I was asked to assist a couple where one spouse is a U.S. citizen and the other is a permanent resident with citizenship in Japan. Decades ago, they created a revocable trust. Since then, their asset value grew, and the current/future net asset value seems to exceed the estate tax exemption. They consulted a self-help book that stated there are only two solutions to cope with the situation: (1) Establish a qualified domestic trust (QDOT); or (2) the non-citizen spouse acquires U.S. citizenship The non-citizen spouse is considering acquiring U.S. citizenship but would prefer to hold the Japanese citizenship. It will take a year or so to complete the citizenship acquisition process. Their primary question is whether they should establish a QDOT regardless of whether the non-citizen spouse acquires U.S. citizenship, to protect their assets while citizenship application is pending.

Bequests to adult children: fair versus equal

A widow in her late 80’s with 7 “kids” (ranging in age from late 40s to about 60) vacillates between wanting her estate plan to treat them “fairly” versus treat them “equally” – which is not the same thing in her mind. I’ve made several changes in her documents over the past 5 years. She and her husband started and ran 3 companies, all of which she still owns. Son #1 runs one business; Son #2 runs another; and a non-family partner runs the 3rd.

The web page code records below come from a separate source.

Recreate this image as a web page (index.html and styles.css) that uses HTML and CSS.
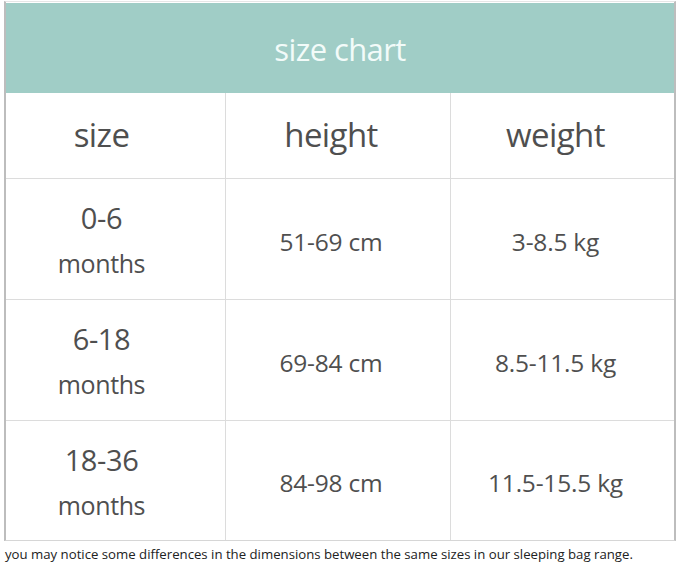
FILE: index.html
```html
<!DOCTYPE html>
<html>
<head>
<meta charset="utf-8">
<link rel="stylesheet" href="styles.css">
</head>
<body>
<div class="chart">
  <div class="title">size chart</div>
  <div class="grid">
    <div class="cell head first">size</div>
    <div class="cell head">height</div>
    <div class="cell head last">weight</div>

    <div class="cell first"><div class="age"><span class="range">0-6</span><span class="unit">months</span></div></div>
    <div class="cell val">51-69 cm</div>
    <div class="cell val last">3-8.5 kg</div>

    <div class="cell first"><div class="age"><span class="range">6-18</span><span class="unit">months</span></div></div>
    <div class="cell val">69-84 cm</div>
    <div class="cell val last">8.5-11.5 kg</div>

    <div class="cell first bottom"><div class="age"><span class="range">18-36</span><span class="unit">months</span></div></div>
    <div class="cell val bottom">84-98 cm</div>
    <div class="cell val bottom last">11.5-15.5 kg</div>
  </div>
</div>
<p class="note">you may notice some differences in the dimensions between the same sizes in our sleeping bag range.</p>
</body>
</html>
```

FILE: styles.css
```css
html, body {
  margin: 0;
  padding: 0;
  background: #ffffff;
}
body {
  font-family: "Open Sans", "Noto Sans", sans-serif;
  color: #4f4f4f;
}
.chart {
  margin: 1px 0 0 4px;
  width: 668px;
  border-top: 1px solid #e6e6e6;
  border-left: 2px solid #bdbdbd;
  border-right: 2px solid #bdbdbd;
  border-bottom: 1px solid #d6d6d6;
}
.title {
  margin-top: 1px;
  height: 90px;
  background: #a0cdc6;
  color: #f2fbf9;
  font-size: 31px;
  letter-spacing: -0.6px;
  display: flex;
  align-items: center;
  justify-content: center;
  padding-top: 2px;
  box-sizing: border-box;
}
.grid {
  display: grid;
  grid-template-columns: 220px 225px 1fr;
  grid-template-rows: 86px 121px 121px 119px;
}
.cell {
  display: flex;
  align-items: center;
  justify-content: center;
  border-right: 1px solid #dcdcdc;
  border-bottom: 1px solid #dcdcdc;
  text-align: center;
  padding-right: 14px;
}
.cell.first {
  padding-right: 28px;
}
.cell.last {
  border-right: none;
}
.cell.bottom {
  border-bottom: none;
}
.head {
  font-size: 33px;
  letter-spacing: -0.6px;
  padding-bottom: 2px;
}
.age {
  display: flex;
  flex-direction: column;
  align-items: center;
  padding-top: 4px;
}
.range {
  font-size: 29px;
  line-height: 44px;
  letter-spacing: -0.4px;
}
.unit {
  font-size: 25px;
  line-height: 46px;
  letter-spacing: -0.4px;
}
.val {
  font-size: 24.5px;
  letter-spacing: -0.2px;
  padding-top: 4px;
}
.note {
  margin: 5px 0 0 5px;
  font-size: 13.2px;
  line-height: 16px;
  color: #222222;
  letter-spacing: 0;
  white-space: nowrap;
}
```
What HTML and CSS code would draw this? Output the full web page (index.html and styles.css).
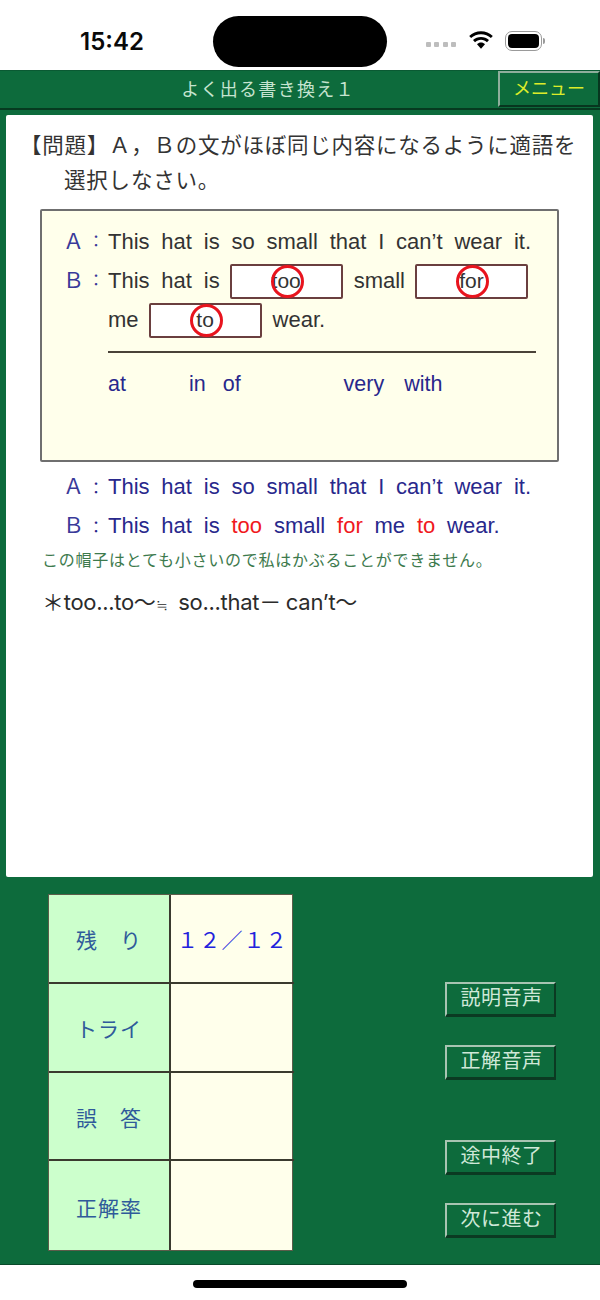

Decades’-long relationship: estate planning, estate administration, disposition of commercial real estate

My client is the daughter of a woman whose estate plan I created 20+ years ago. I have helped my client for the last 10+ years while she took care of her aging mother (who died in 2020 at age 106) and tried to keep her siblings in line. Now I’m assisting with administration of the mother’s estate, including selling her mother’s home and deciding what to do with some commercial real property that her brother uses for his business. Do they sell it? A sale would be better for the daughter & her sister because the sale would free up a lot of cash. However, a sale would be bad for her brother, because he would face either a monthly rent increase of $7,000-to-$10,000 per month or eviction if the new owner decided to tear down and rebuild.

Estate planning with international real estate ownership

My client is a woman in her late 80s. She is a published author who was born and raised in South Africa, then moved to London (where she still maintains a home). She now lives in Palo Alto. I’ve revised her estate plan several times, and I have also worked on behalf of her son-in-law.

High net worth family; husband, wife, and minor child each has a complex citizenship status

I was asked to assist a family with an especially complex estate planning situation due to citizenship status. The husband is a dual U.S.-U.K. citizen. The wife is a French citizen who holds a U.S. green card (resident alien). They have a 13-year-old daughter who is a triple citizen (U.S.-born with Australian and French citizenship).

The husband has worked with a publicly traded high-tech company for 27 years. He has stock with an original cost basis of as little as $0.50 per share (adjusted for stock splits) that’s currently selling at about $125.00 per share. Total estate value is between $30 million – $35 million, depending on stock prices.

The husband’s financial advisor told them to investigate advanced estate planning. Beneficial strategies may include GRATs (grantor retained annuity trusts) or SLATs (spousal lifetime access trusts), which will allow them to “lock in” the current lifetime estate tax exclusion. They might also be served by an ILIT (irrevocable life insurance trust) funded with a “2nd to die” life insurance policy of $2 million to $10 million.

One complicating factor is that the husband is thinking of giving up his U.S. citizenship and moving back to the U.K. If so, the wife would give up her resident alien status. There are tax laws dealing with expatriation, for which they need to consult a tax attorney. There are also tax laws that will impose sky-high estate taxes if they make gifts to their U.S. citizen daughter when they are former citizens/resident aliens. A SLAT could put their assets out of reach of those tax laws. Alternately, an ILIT would be a way to set aside the funds their daughter might need to pay any estate taxes.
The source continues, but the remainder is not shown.